Wednesday, November 30, 2011

Breaking the rules, not breaking the rules

I was watching one of my favorite shows recently, Fringe, on FOX Cable.

This show kind of being the new millennium's X-Files (some have speculated that Fringe Division took over after X-Files Division were closed down). The Wikipedia article on the show says, "The show has been described as a hybrid of The X-Files, Altered States, The Twilight Zone and Dark Angel." So there are plenty of warps and twists and questioning ethics and physics, for that matter.

So on this one episode, the character of the genius scientist, Dr. Walter Bishop, finds an envelope in the FBI Fringe Division's Special Agent's coat. He is waiting on her to fill out a report and it will influence whether he is sent back to the (Mental) Hostpital, so he has quite a vested interest in what it says. So, he reads it. But then, he says nothing about it to her. Most of you would be thinking, "And so? So, what? What's he going to do? SAY something about it, when it was wrong for him to have looked at it in the first place?"

Well, yes, precisely so. And that got me to thinking.

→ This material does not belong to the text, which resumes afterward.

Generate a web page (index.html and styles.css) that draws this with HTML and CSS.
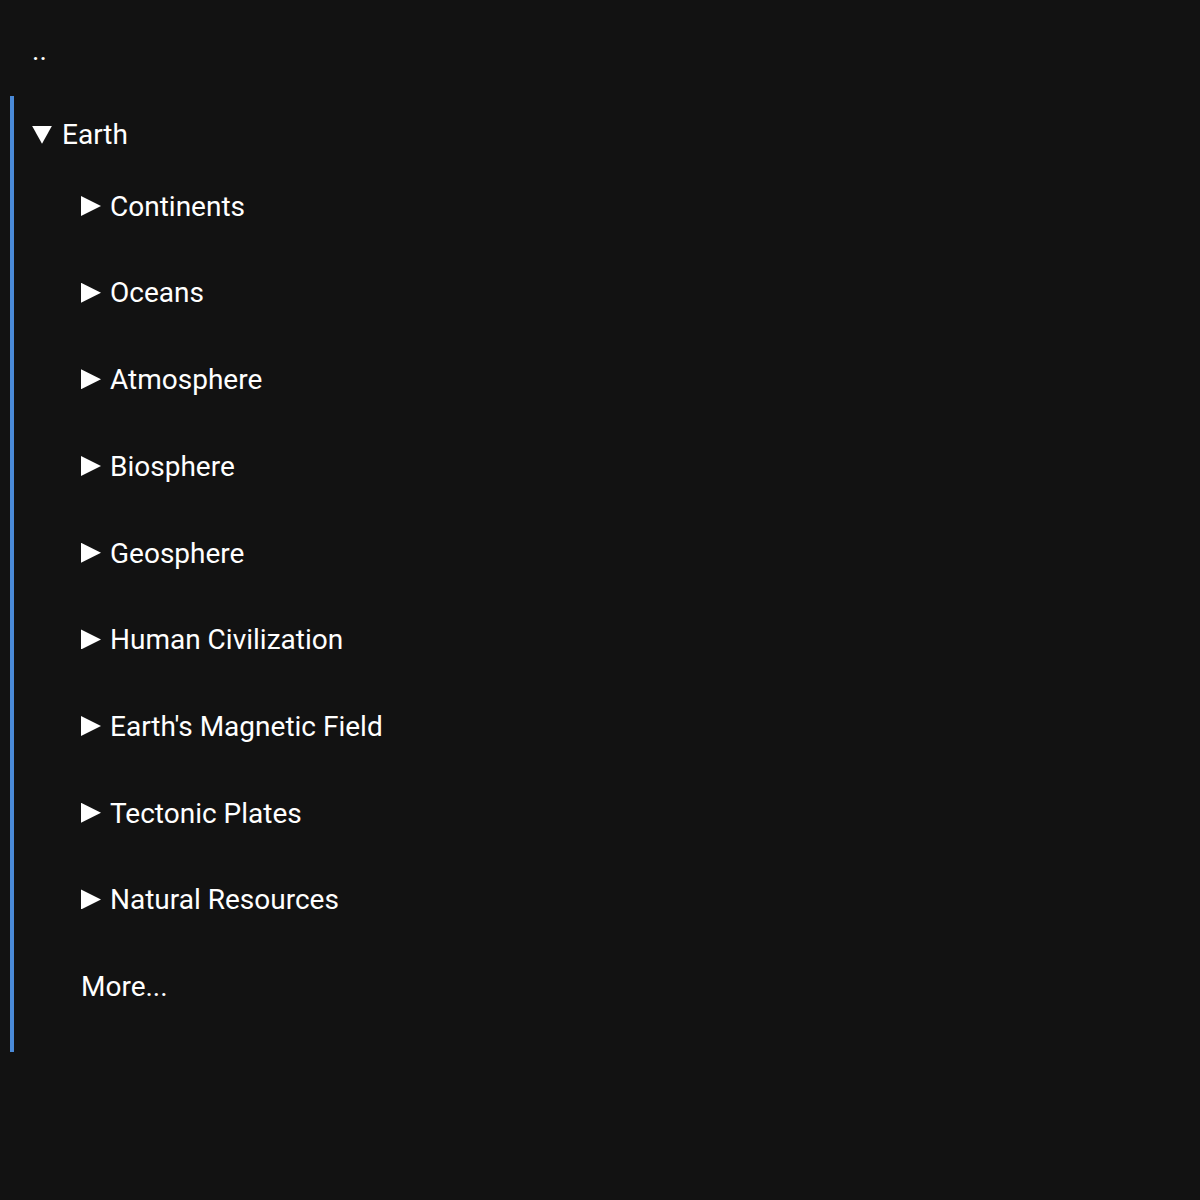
FILE: index.html
```html
<!DOCTYPE html>
<html lang="en">
<head>
<meta charset="utf-8">
<title>Earth</title>
<link rel="stylesheet" href="styles.css">
</head>
<body>
<main class="browser">
  <div class="parent-link">..</div>
  <section class="tree">
    <details class="node" open>
      <summary class="node-label">Earth</summary>
      <div class="children">
        <details class="node child"><summary class="node-label">Continents</summary></details>
        <details class="node child"><summary class="node-label">Oceans</summary></details>
        <details class="node child"><summary class="node-label">Atmosphere</summary></details>
        <details class="node child"><summary class="node-label">Biosphere</summary></details>
        <details class="node child"><summary class="node-label">Geosphere</summary></details>
        <details class="node child"><summary class="node-label">Human Civilization</summary></details>
        <details class="node child"><summary class="node-label">Earth's Magnetic Field</summary></details>
        <details class="node child"><summary class="node-label">Tectonic Plates</summary></details>
        <details class="node child"><summary class="node-label">Natural Resources</summary></details>
        <div class="more">More...</div>
      </div>
    </details>
  </section>
</main>
</body>
</html>
```
FILE: styles.css
```css
html, body {
  margin: 0;
  background: #121212;
}

body {
  color: #ffffff;
  font-family: Roboto, "Noto Sans", sans-serif;
  font-size: 28px;
  line-height: 1.3;
}

.browser {
  padding: 33px 0 0 0;
}

.parent-link {
  padding-left: 32px;
  height: 63px;
}

.tree {
  margin-left: 10px;
  border-left: 4px solid #4a8ad8;
  padding: 21px 0 47px 18px;
}

.node-label {
  display: flex;
  align-items: center;
  gap: 9px;
  list-style: none;
  cursor: pointer;
}

.node-label::-webkit-details-marker {
  display: none;
}

/* disclosure triangle: right-pointing when closed */
.node-label::before {
  content: "";
  width: 20px;
  height: 20px;
  margin-top: -2px;
  background: #ffffff;
  clip-path: polygon(0 0, 100% 50%, 0 100%);
  flex: none;
}

/* down-pointing when open */
.node[open] > .node-label::before {
  width: 20px;
  height: 18px;
  margin-top: -1px;
  margin-right: 1px;
  clip-path: polygon(0 0, 100% 0, 50% 100%);
}

.children {
  display: flex;
  flex-direction: column;
  gap: 50.3px;
  padding: 35.4px 0 0 49px;
}
```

Super Special Agent Olivia Dunham

Well, it is implied that to do that, to go into someone's things and take what is there's, and misuse it (that is to look at something confidential, whether it is about you or not), if you break the rules and read it, read something that was for all intents and purposes, in someone else's "possession" (it wasn't in her hand, but in her coat), then it follows that you need to follow the rules from that point forward (related to this matter) as if you hadn't actually broken the rule and read it.

So, any information you discovered, at that point, you are supposed to say nothing about it. Right? Because, if you are going to break that initial rule, then in order to cover up your transgression, you then have to follow that rule as if you broke no rule at all. Right?

So, why is that? "What a stupid question," you think. Right?

Is it?

Well, if you let them know, they know you have crossed the line of reasonable expectation of privacy. If this is a professional, especially, a Federal job, you may in some obscure way (or not obscure at all) be breaking a law. If you are friends, which they are, you have now compromised their privacy in a different way, by knowing what was confidential, and possibly embarrassed them.

Embarrassment. That, can be a killer. The one thing my Ex if anything, could not stand was to be embarrassed. She could handle a lot in life, but to embarrass her, was anathema to her. She would rather die, I think, sometimes, rather than be held up to the light of negative scrutiny in the public forum. She loved the "limelight", but not if it wasn't in the most positive of ways possible.

If you have gone into what is confidential and private, you have broken your "trust" with them. A trust of  various levels. Trust of expectation of privacy, so that is a breech on several levels of privacy. Trust of theft not being a concern between friends, coworkers, and authoritarian and subject. Three things, three levels.

I could probably go on with this train of thought, but I don't want to bore you, or waste your time further than necessary and I think I've now made my point. Whenever you step over the bounds of accepted behavior, you take the chance of breaking something. Not infrequently, many more things than you have given consideration to.

This example from a TV show is minor in the real world, the world we live in. After all, it's between characters who are friends and coworkers in extraordinary circumstances however. Where the Special Agent knows the quirks of the Doctor, of his mental aberrations and unique vision of Life, with special circumstances that extend even beyond our known Universe, and even another known Universe.

So with Walter, she might take it more lightly than if another Special Agent had done this to her. Or if her boyfriend, Peter Bishop, son of the Doctor (depending on which Universe, or in which timeline you are referring), had been the one to break trust with her. But, I think you can see both, how finite and infinite this example is. My point in the end however is that this is really no big deal. Except perhaps, to the characters in a play.

But consider, if you did this in real life, what are the ramifications to your life with your girlfriend, wife, lover, or anyone you have a relationship with? Consider if rather than reading a confidential letter, you broke a trust of emotional fidelity or, what most would consider a far worse scenario, that of physical fidelity. Let's skip going into any detail about the ins and outs of those two minefields.

So to summarize, to break one, small, simple rule, returns not one repercussion, but rather multiple, but also on various levels, with domino like ramifications that can exacerbate yet other things. In some cases, you can bury yourself under a morass of ill feelings and life events until you end up only wishing you could reverse and go back to make the original decision all over again.

So one has to ask oneself, why not just make the right decision in the first place? Yes?